* The problem *
Among the following entries, count the lines that contain "styles" and report only the result.
═══ Information shown
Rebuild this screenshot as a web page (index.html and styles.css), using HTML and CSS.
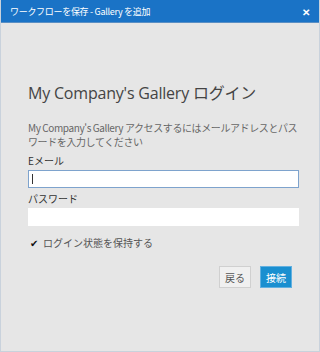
FILE: index.html
```html
<!DOCTYPE html>
<html lang="ja">
<head>
    <meta charset="UTF-8">
    <meta name="viewport" content="width=device-width, initial-scale=1.0">
    <link rel="stylesheet" href="styles.css">
</head>
<body>

<div class="window">
    <div class="titlebar">
        <span class="title">ワークフローを保存 - Gallery を追加</span>
        <span class="close">&#x2715;</span>
    </div>

    <div class="content">
        <h1>My Company's Gallery ログイン</h1>
        <p class="desc">My Company's Gallery アクセスするにはメールアドレスとパスワードを入力してください</p>

        <label class="label first">Eメール</label>
        <div class="input focused"><span class="caret"></span></div>

        <label class="label">パスワード</label>
        <div class="input"></div>

        <div class="remember">
            <span class="check">&#x2714;</span>
            <span>ログイン状態を保持する</span>
        </div>

        <div class="buttons">
            <button class="btn back">戻る</button>
            <button class="btn connect">接続</button>
        </div>
    </div>
</div>

</body>
</html>
```

FILE: styles.css
```css
body {
    margin: 0;
    font-family: "Noto Sans CJK JP", "Open Sans", sans-serif;
    background: #e6e6e6;
}

.window {
    width: 320px;
    height: 352px;
    box-sizing: border-box;
    border: 1px solid #c9d2dc;
    border-top: none;
    background: #e6e6e6;
    display: flex;
    flex-direction: column;
}

.titlebar {
    height: 22px;
    background: #1a73c6;
    color: #fff;
    display: flex;
    align-items: center;
    justify-content: space-between;
    padding: 0 9px 0 9px;
    border-bottom: 1px solid #5a8fc4;
}

.title {
    font-size: 9px;
    letter-spacing: -0.3px;
}

.close {
    font-size: 10px;
    font-weight: bold;
}

.content {
    padding: 0 20px 0 27px;
}

h1 {
    font-family: "Open Sans", "Noto Sans CJK JP", sans-serif;
    font-weight: normal;
    font-size: 16px;
    color: #444;
    margin: 58px 0 0 0;
    line-height: 24px;
    letter-spacing: -0.2px;
}

.desc {
    font-size: 10px;
    color: #666;
    line-height: 14px;
    margin: 16px 0 0 0;
    letter-spacing: -0.4px;
}

.label {
    display: block;
    font-size: 10px;
    color: #333;
    margin-top: 3px;
    line-height: 16px;
}

.label.first {
    margin-top: 4px;
}

.input {
    height: 16px;
    background: #fff;
    border: 1px solid #fff;
    margin-top: 1px;
    display: flex;
    align-items: center;
}

.input.focused {
    border-color: #7ea3cd;
}

.caret {
    width: 1px;
    height: 10px;
    background: #333;
    margin-left: 3px;
}

.remember {
    display: flex;
    align-items: center;
    gap: 5px;
    margin-top: 9px;
    font-size: 10px;
    color: #555;
}

.check {
    font-size: 10px;
    color: #111;
    margin-left: 2px;
}

.buttons {
    display: flex;
    justify-content: flex-end;
    gap: 9px;
    margin-top: 16px;
    padding-right: 7px;
}

.btn {
    font-family: "Noto Sans CJK JP", sans-serif;
    font-size: 10px;
    height: 22px;
    width: 32px;
    padding: 0;
    border: 1px solid #d0d0d0;
}

.back {
    background: #f0f0f0;
    color: #555;
}

.connect {
    background: #1a8fd0;
    border-color: #62b0e0;
    color: #fff;
}
```
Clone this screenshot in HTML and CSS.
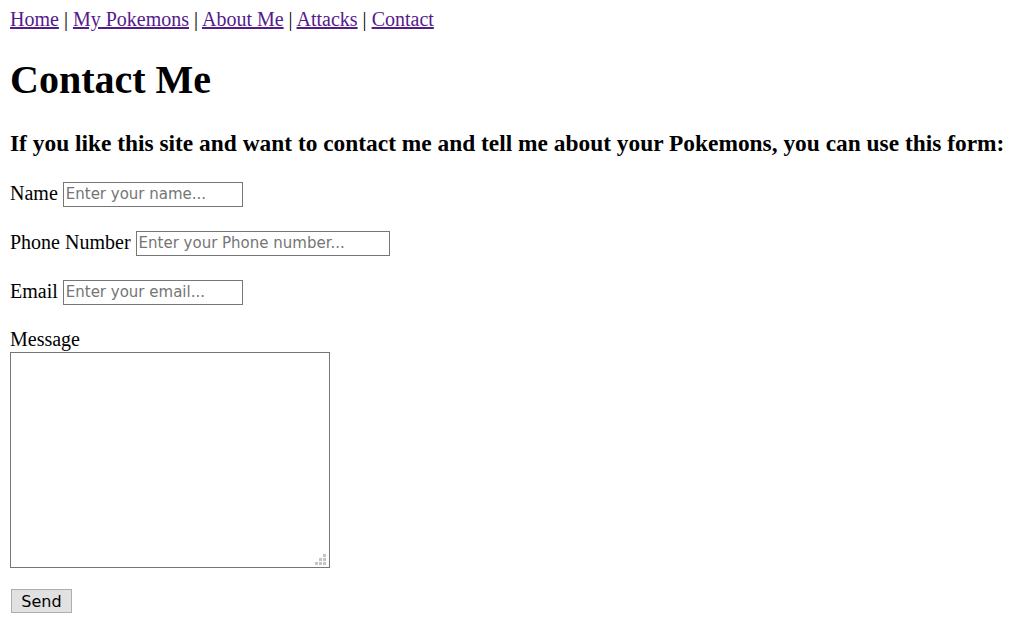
FILE: index.html
```html
<!DOCTYPE html>
<html lang="en">
<head>
<meta charset="utf-8">
<title>Contact Me</title>
<link rel="stylesheet" href="styles.css">
</head>
<body>
<nav class="nav"><a href="#" class="nav-link">Home</a> | <a href="#" class="nav-link">My Pokemons</a> | <a href="#" class="nav-link">About Me</a> | <a href="#" class="nav-link">Attacks</a> | <a href="#" class="nav-link">Contact</a></nav>
<h1 class="title">Contact Me</h1>
<h3 class="intro">If you like this site and want to contact me and tell me about your Pokemons, you can use this form:</h3>
<form class="form">
  <p class="field"><label class="label" for="name">Name</label> <input class="input input-short" id="name" type="text" placeholder="Enter your name..."></p>
  <p class="field"><label class="label" for="phone">Phone Number</label> <input class="input input-long" id="phone" type="text" placeholder="Enter your Phone number..."></p>
  <p class="field"><label class="label" for="email">Email</label> <input class="input input-short" id="email" type="text" placeholder="Enter your email..."></p>
  <div class="field-message">
    <label class="label label-block" for="message">Message</label>
    <div class="textarea-wrap">
      <textarea class="textarea" id="message"></textarea>
      <svg class="grip" width="11" height="11" viewBox="0 0 11 11" aria-hidden="true">
        <rect x="8" y="0" width="3" height="3" fill="#c4c4c4"/>
        <rect x="4" y="4" width="3" height="3" fill="#c4c4c4"/>
        <rect x="8" y="4" width="3" height="3" fill="#c4c4c4"/>
        <rect x="0" y="8" width="3" height="3" fill="#c4c4c4"/>
        <rect x="4" y="8" width="3" height="3" fill="#c4c4c4"/>
        <rect x="8" y="8" width="3" height="3" fill="#c4c4c4"/>
      </svg>
    </div>
  </div>
  <button class="send" type="button">Send</button>
</form>
</body>
</html>
```
FILE: styles.css
```css
html, body {
  background: #ffffff;
}
body {
  margin: 10px;
  font-family: "Liberation Serif", "Times New Roman", serif;
  font-size: 20px;
  color: #000000;
}
.nav {
  line-height: 19px;
}
.nav-link {
  color: #551a8b;
  text-decoration: underline;
}
.title {
  font-size: 40px;
  font-weight: bold;
  margin: 27px 0;
  line-height: 47px;
}
.intro {
  font-size: 23.4px;
  font-weight: bold;
  margin: 23px 0;
  line-height: 26px;
  white-space: nowrap;
}
.form {
  margin: 0;
}
.field {
  margin: 20px 0;
  line-height: 29px;
}
.input {
  font-family: "DejaVu Sans", Tahoma, sans-serif;
  font-size: 15px;
  height: 25px;
  box-sizing: border-box;
  border: 1px solid #767676;
  padding: 1px 2px;
  vertical-align: 1px;
  color: #000;
}
.input::placeholder {
  color: #757575;
}
.input-short {
  width: 180px;
}
.input-long {
  width: 254px;
}
.field-message {
  margin: 22px 0 20px;
}
.label-block {
  display: block;
  line-height: 23px;
}
.textarea-wrap {
  position: relative;
  width: 320px;
  height: 216px;
  margin-top: 1px;
}
.textarea {
  display: block;
  width: 320px;
  height: 216px;
  box-sizing: border-box;
  border: 1px solid #767676;
  margin: 0;
  padding: 2px;
  resize: none;
  font-family: "Liberation Mono", monospace;
}
.grip {
  position: absolute;
  right: 4px;
  bottom: 3px;
}
.send {
  display: block;
  margin: 21px 0 0 1px;
  width: 61px;
  height: 24px;
  box-sizing: border-box;
  border: 1px solid #adadad;
  background: #e1e1e1;
  font-family: "DejaVu Sans", Tahoma, sans-serif;
  font-size: 16px;
  color: #000;
  padding: 0;
  border-radius: 0;
}
```
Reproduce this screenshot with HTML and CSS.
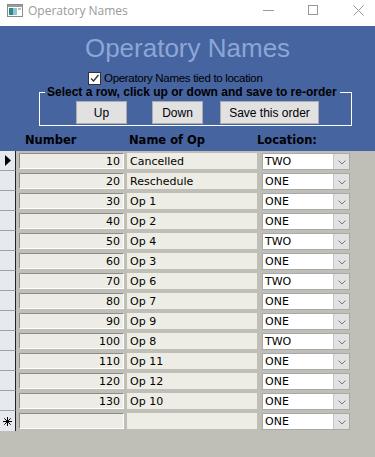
══════
* Solved problem *
5